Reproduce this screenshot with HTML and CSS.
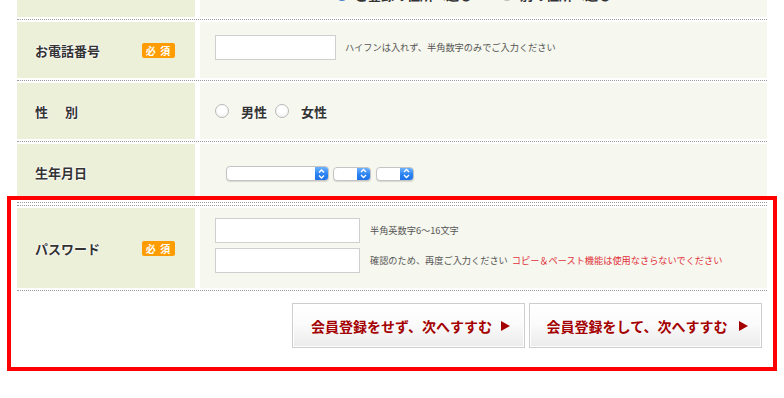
FILE: index.html
```html
<!DOCTYPE html>
<html lang="ja">
<head>
<meta charset="utf-8">
<title>会員登録</title>
<link rel="stylesheet" href="styles.css">
</head>
<body>
<div class="page">
  <div class="form">
    <div class="row">
      <div class="label"></div>
      <div class="value value-top">
        <span class="radio radio-on"></span><span class="opt opt-top">ご登録の住所へ送る</span>
        <span class="radio radio-gap"></span><span class="opt opt-top">別の住所へ送る</span>
      </div>
    </div>
    <div class="row">
      <div class="label"><span class="ltext">お電話番号</span><span class="badge">必 須</span></div>
      <div class="value value-up">
        <span class="input input-tel"></span>
        <span class="hint">ハイフンは入れず、半角数字のみでご入力ください</span>
      </div>
    </div>
    <div class="row">
      <div class="label"><span class="ltext ltext-wide">性　別</span></div>
      <div class="value">
        <span class="radio"></span><span class="opt">男性</span>
        <span class="radio radio-second"></span><span class="opt">女性</span>
      </div>
    </div>
    <div class="row">
      <div class="label"><span class="ltext">生年月日</span></div>
      <div class="value value-down">
        <span class="select select-year"><span class="sel-field"></span><span class="sel-btn"><svg width="13" height="14" viewBox="0 0 13 14"><path d="M4 5.5 L6.5 3 L9 5.5 M4 8.5 L6.5 11 L9 8.5" fill="none" stroke="#fff" stroke-width="1.3"/></svg></span></span>
        <span class="select select-small"><span class="sel-field"></span><span class="sel-btn"><svg width="13" height="13" viewBox="0 0 13 13"><path d="M4 5 L6.5 2.5 L9 5 M4 8 L6.5 10.5 L9 8" fill="none" stroke="#fff" stroke-width="1.3"/></svg></span></span>
        <span class="select select-small select-last"><span class="sel-field"></span><span class="sel-btn"><svg width="13" height="13" viewBox="0 0 13 13"><path d="M4 5 L6.5 2.5 L9 5 M4 8 L6.5 10.5 L9 8" fill="none" stroke="#fff" stroke-width="1.3"/></svg></span></span>
      </div>
    </div>
  </div>

  <div class="pw-section">
    <div class="row row-pw">
      <div class="label"><span class="ltext">パスワード</span><span class="badge">必 須</span></div>
      <div class="value value-pw">
        <div class="pw-line">
          <span class="input input-pw"></span>
          <span class="hint hint-pw">半角英数字6〜16文字</span>
        </div>
        <div class="pw-line">
          <span class="input input-pw"></span>
          <span class="hint hint-pw">確認のため、再度ご入力ください</span>
          <span class="hint hint-warn">コピー＆ペースト機能は使用なさらないでください</span>
        </div>
      </div>
    </div>
    <div class="actions">
      <button class="btn" type="button"><span>会員登録をせず、次へすすむ</span><svg class="tri" width="9" height="10" viewBox="0 0 9 10"><polygon points="0,0 9,5 0,10" fill="#a40000"/></svg></button>
      <button class="btn btn-wide" type="button"><span>会員登録をして、次へすすむ</span><svg class="tri" width="9" height="10" viewBox="0 0 9 10"><polygon points="0,0 9,5 0,10" fill="#a40000"/></svg></button>
    </div>
  </div>

  <div class="highlight"></div>
</div>
</body>
</html>
```

FILE: styles.css
```css
* { box-sizing: border-box; }

html, body {
  margin: 0;
  padding: 0;
  background: #fff;
}

body {
  font-family: "Noto Sans CJK JP", "Noto Sans", sans-serif;
  color: #333;
  overflow: hidden;
}

.page {
  position: relative;
  display: flow-root;
  width: 784px;
  height: 398px;
  padding-left: 17px;
  overflow: hidden;
}

.form {
  width: 750px;
  margin-top: -39px;
}

.row {
  display: flex;
  gap: 5px;
  height: 59px;
  padding-bottom: 2px;
  border-bottom: 1px dotted #9a9a9a;
  margin-bottom: 2px;
}

.label {
  width: 178px;
  flex: none;
  background: #edf0d9;
  display: flex;
  align-items: center;
  justify-content: space-between;
  padding: 0 20px 0 18px;
}

.ltext {
  font-size: 13px;
  font-weight: bold;
  color: #333;
  line-height: 1;
  text-shadow: 0 0 2px #fff, 0 0 2px #fff, 0 0 1px #fff;
}

.ltext-wide {
  letter-spacing: 2px;
}

.badge {
  width: 33px;
  height: 15px;
  background: #ff9c00;
  border-radius: 2px;
  color: #fff;
  font-size: 10px;
  font-weight: bold;
  line-height: 15px;
  text-align: center;
  letter-spacing: 1px;
}

.value {
  flex: 1;
  background: #f6f7ee;
  display: flex;
  align-items: center;
  padding-left: 15px;
}

.value-top {
  padding-left: 135px;
  padding-top: 10px;
}

.value-up {
  padding-bottom: 5px;
}

.value-down {
  padding-top: 3px;
}

.radio {
  width: 14px;
  height: 14px;
  border-radius: 50%;
  border: 1px solid #b9b9b9;
  background: radial-gradient(circle at 50% 35%, #fff 40%, #ececec 100%);
  flex: none;
}

.radio-on {
  border-color: #3b78c8;
  background: radial-gradient(circle at 50% 50%, #1a2f55 0 2px, #4f9cf4 3px, #2a72d8 100%);
}

.radio-gap {
  margin-left: 28px;
}

.radio-second {
  margin-left: 8px;
}

.opt {
  font-size: 13px;
  font-weight: bold;
  color: #333;
  line-height: 1;
  margin-left: 12px;
  text-shadow: 0 0 2px #fff, 0 0 2px #fff;
}

.opt-top {
  margin-left: 6px;
}

.input {
  display: block;
  background: #fff;
  border: 1px solid #cfcfcf;
  flex: none;
}

.input-tel {
  width: 121px;
  height: 25px;
}

.input-pw {
  width: 145px;
  height: 25px;
}

.hint {
  font-size: 9.2px;
  color: #555;
  line-height: 1;
  margin-left: 9px;
  white-space: nowrap;
}

.hint-pw {
  margin-left: 10px;
}

.hint-warn {
  color: #e2303a;
  margin-left: 4px;
}

.select {
  display: flex;
  height: 15px;
  border-radius: 4px;
  border: 1px solid #c4c4c4;
  box-shadow: 0 1px 1px rgba(0,0,0,0.12);
  overflow: hidden;
  background: #fff;
  flex: none;
}

.select-year {
  width: 103px;
  margin-left: 11px;
}

.select-small {
  width: 38px;
  height: 14px;
  margin-left: 4px;
}

.select-last {
  margin-left: 5px;
}

.sel-field {
  flex: 1;
}

.sel-btn {
  width: 13px;
  flex: none;
  background: linear-gradient(#6fb2ff, #2a83f2 55%, #1e72e6);
  display: flex;
  align-items: center;
  justify-content: center;
}

.sel-btn svg {
  display: block;
}

.pw-section {
  width: 750px;
  margin-top: 2px;
  border-top: 1px dotted #9a9a9a;
  padding-top: 2px;
}

.row-pw {
  height: 83px;
  margin-bottom: 0;
}

.value-pw {
  flex-direction: column;
  align-items: flex-start;
  justify-content: center;
  gap: 5px;
  padding-bottom: 5px;
}

.pw-line {
  display: flex;
  align-items: center;
}

.actions {
  display: flex;
  justify-content: flex-end;
  gap: 4px;
  margin-top: 12px;
  padding-right: 5px;
}

.btn {
  width: 233px;
  height: 45px;
  border: 1px solid #cdcdcd;
  box-shadow: inset 0 0 0 1px #fff;
  background: linear-gradient(#ffffff 0%, #fbfbfb 45%, #ebebeb 100%);
  display: flex;
  align-items: center;
  justify-content: center;
  gap: 9px;
  padding: 0 0 0 4px;
  font-family: "Noto Sans CJK JP", "Noto Sans", sans-serif;
  font-size: 14px;
  font-weight: bold;
  color: #a40000;
  cursor: pointer;
}

.btn-wide {
  gap: 12px;
}

.tri {
  display: block;
  flex: none;
}

.highlight {
  position: absolute;
  left: 7px;
  top: 196px;
  width: 770px;
  height: 175px;
  border: 4px solid #ff0000;
  pointer-events: none;
}
```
* * *
→ **WHAT IS ASKED**
Except for the pictures, reproduce every line exactly.

→ **THE COMPLETED TASK**
Reproduce this screenshot with HTML and CSS.
FILE: index.html
```html
<!DOCTYPE html>
<html lang="ja">
<head>
<meta charset="utf-8">
<title>会員登録</title>
<link rel="stylesheet" href="styles.css">
</head>
<body>
<div class="page">
  <div class="form">
    <div class="row">
      <div class="label"></div>
      <div class="value value-top">
        <span class="radio radio-on"></span><span class="opt opt-top">ご登録の住所へ送る</span>
        <span class="radio radio-gap"></span><span class="opt opt-top">別の住所へ送る</span>
      </div>
    </div>
    <div class="row">
      <div class="label"><span class="ltext">お電話番号</span><span class="badge">必 須</span></div>
      <div class="value value-up">
        <span class="input input-tel"></span>
        <span class="hint">ハイフンは入れず、半角数字のみでご入力ください</span>
      </div>
    </div>
    <div class="row">
      <div class="label"><span class="ltext ltext-wide">性　別</span></div>
      <div class="value">
        <span class="radio"></span><span class="opt">男性</span>
        <span class="radio radio-second"></span><span class="opt">女性</span>
      </div>
    </div>
    <div class="row">
      <div class="label"><span class="ltext">生年月日</span></div>
      <div class="value value-down">
        <span class="select select-year"><span class="sel-field"></span><span class="sel-btn"><svg width="13" height="14" viewBox="0 0 13 14"><path d="M4 5.5 L6.5 3 L9 5.5 M4 8.5 L6.5 11 L9 8.5" fill="none" stroke="#fff" stroke-width="1.3"/></svg></span></span>
        <span class="select select-small"><span class="sel-field"></span><span class="sel-btn"><svg width="13" height="13" viewBox="0 0 13 13"><path d="M4 5 L6.5 2.5 L9 5 M4 8 L6.5 10.5 L9 8" fill="none" stroke="#fff" stroke-width="1.3"/></svg></span></span>
        <span class="select select-small select-last"><span class="sel-field"></span><span class="sel-btn"><svg width="13" height="13" viewBox="0 0 13 13"><path d="M4 5 L6.5 2.5 L9 5 M4 8 L6.5 10.5 L9 8" fill="none" stroke="#fff" stroke-width="1.3"/></svg></span></span>
      </div>
    </div>
  </div>

  <div class="pw-section">
    <div class="row row-pw">
      <div class="label"><span class="ltext">パスワード</span><span class="badge">必 須</span></div>
      <div class="value value-pw">
        <div class="pw-line">
          <span class="input input-pw"></span>
          <span class="hint hint-pw">半角英数字6〜16文字</span>
        </div>
        <div class="pw-line">
          <span class="input input-pw"></span>
          <span class="hint hint-pw">確認のため、再度ご入力ください</span>
          <span class="hint hint-warn">コピー＆ペースト機能は使用なさらないでください</span>
        </div>
      </div>
    </div>
    <div class="actions">
      <button class="btn" type="button"><span>会員登録をせず、次へすすむ</span><svg class="tri" width="9" height="10" viewBox="0 0 9 10"><polygon points="0,0 9,5 0,10" fill="#a40000"/></svg></button>
      <button class="btn btn-wide" type="button"><span>会員登録をして、次へすすむ</span><svg class="tri" width="9" height="10" viewBox="0 0 9 10"><polygon points="0,0 9,5 0,10" fill="#a40000"/></svg></button>
    </div>
  </div>

  <div class="highlight"></div>
</div>
</body>
</html>
```

FILE: styles.css
```css
* { box-sizing: border-box; }

html, body {
  margin: 0;
  padding: 0;
  background: #fff;
}

body {
  font-family: "Noto Sans CJK JP", "Noto Sans", sans-serif;
  color: #333;
  overflow: hidden;
}

.page {
  position: relative;
  display: flow-root;
  width: 784px;
  height: 398px;
  padding-left: 17px;
  overflow: hidden;
}

.form {
  width: 750px;
  margin-top: -39px;
}

.row {
  display: flex;
  gap: 5px;
  height: 59px;
  padding-bottom: 2px;
  border-bottom: 1px dotted #9a9a9a;
  margin-bottom: 2px;
}

.label {
  width: 178px;
  flex: none;
  background: #edf0d9;
  display: flex;
  align-items: center;
  justify-content: space-between;
  padding: 0 20px 0 18px;
}

.ltext {
  font-size: 13px;
  font-weight: bold;
  color: #333;
  line-height: 1;
  text-shadow: 0 0 2px #fff, 0 0 2px #fff, 0 0 1px #fff;
}

.ltext-wide {
  letter-spacing: 2px;
}

.badge {
  width: 33px;
  height: 15px;
  background: #ff9c00;
  border-radius: 2px;
  color: #fff;
  font-size: 10px;
  font-weight: bold;
  line-height: 15px;
  text-align: center;
  letter-spacing: 1px;
}

.value {
  flex: 1;
  background: #f6f7ee;
  display: flex;
  align-items: center;
  padding-left: 15px;
}

.value-top {
  padding-left: 135px;
  padding-top: 10px;
}

.value-up {
  padding-bottom: 5px;
}

.value-down {
  padding-top: 3px;
}

.radio {
  width: 14px;
  height: 14px;
  border-radius: 50%;
  border: 1px solid #b9b9b9;
  background: radial-gradient(circle at 50% 35%, #fff 40%, #ececec 100%);
  flex: none;
}

.radio-on {
  border-color: #3b78c8;
  background: radial-gradient(circle at 50% 50%, #1a2f55 0 2px, #4f9cf4 3px, #2a72d8 100%);
}

.radio-gap {
  margin-left: 28px;
}

.radio-second {
  margin-left: 8px;
}

.opt {
  font-size: 13px;
  font-weight: bold;
  color: #333;
  line-height: 1;
  margin-left: 12px;
  text-shadow: 0 0 2px #fff, 0 0 2px #fff;
}

.opt-top {
  margin-left: 6px;
}

.input {
  display: block;
  background: #fff;
  border: 1px solid #cfcfcf;
  flex: none;
}

.input-tel {
  width: 121px;
  height: 25px;
}

.input-pw {
  width: 145px;
  height: 25px;
}

.hint {
  font-size: 9.2px;
  color: #555;
  line-height: 1;
  margin-left: 9px;
  white-space: nowrap;
}

.hint-pw {
  margin-left: 10px;
}

.hint-warn {
  color: #e2303a;
  margin-left: 4px;
}

.select {
  display: flex;
  height: 15px;
  border-radius: 4px;
  border: 1px solid #c4c4c4;
  box-shadow: 0 1px 1px rgba(0,0,0,0.12);
  overflow: hidden;
  background: #fff;
  flex: none;
}

.select-year {
  width: 103px;
  margin-left: 11px;
}

.select-small {
  width: 38px;
  height: 14px;
  margin-left: 4px;
}

.select-last {
  margin-left: 5px;
}

.sel-field {
  flex: 1;
}

.sel-btn {
  width: 13px;
  flex: none;
  background: linear-gradient(#6fb2ff, #2a83f2 55%, #1e72e6);
  display: flex;
  align-items: center;
  justify-content: center;
}

.sel-btn svg {
  display: block;
}

.pw-section {
  width: 750px;
  margin-top: 2px;
  border-top: 1px dotted #9a9a9a;
  padding-top: 2px;
}

.row-pw {
  height: 83px;
  margin-bottom: 0;
}

.value-pw {
  flex-direction: column;
  align-items: flex-start;
  justify-content: center;
  gap: 5px;
  padding-bottom: 5px;
}

.pw-line {
  display: flex;
  align-items: center;
}

.actions {
  display: flex;
  justify-content: flex-end;
  gap: 4px;
  margin-top: 12px;
  padding-right: 5px;
}

.btn {
  width: 233px;
  height: 45px;
  border: 1px solid #cdcdcd;
  box-shadow: inset 0 0 0 1px #fff;
  background: linear-gradient(#ffffff 0%, #fbfbfb 45%, #ebebeb 100%);
  display: flex;
  align-items: center;
  justify-content: center;
  gap: 9px;
  padding: 0 0 0 4px;
  font-family: "Noto Sans CJK JP", "Noto Sans", sans-serif;
  font-size: 14px;
  font-weight: bold;
  color: #a40000;
  cursor: pointer;
}

.btn-wide {
  gap: 12px;
}

.tri {
  display: block;
  flex: none;
}

.highlight {
  position: absolute;
  left: 7px;
  top: 196px;
  width: 770px;
  height: 175px;
  border: 4px solid #ff0000;
  pointer-events: none;
}
```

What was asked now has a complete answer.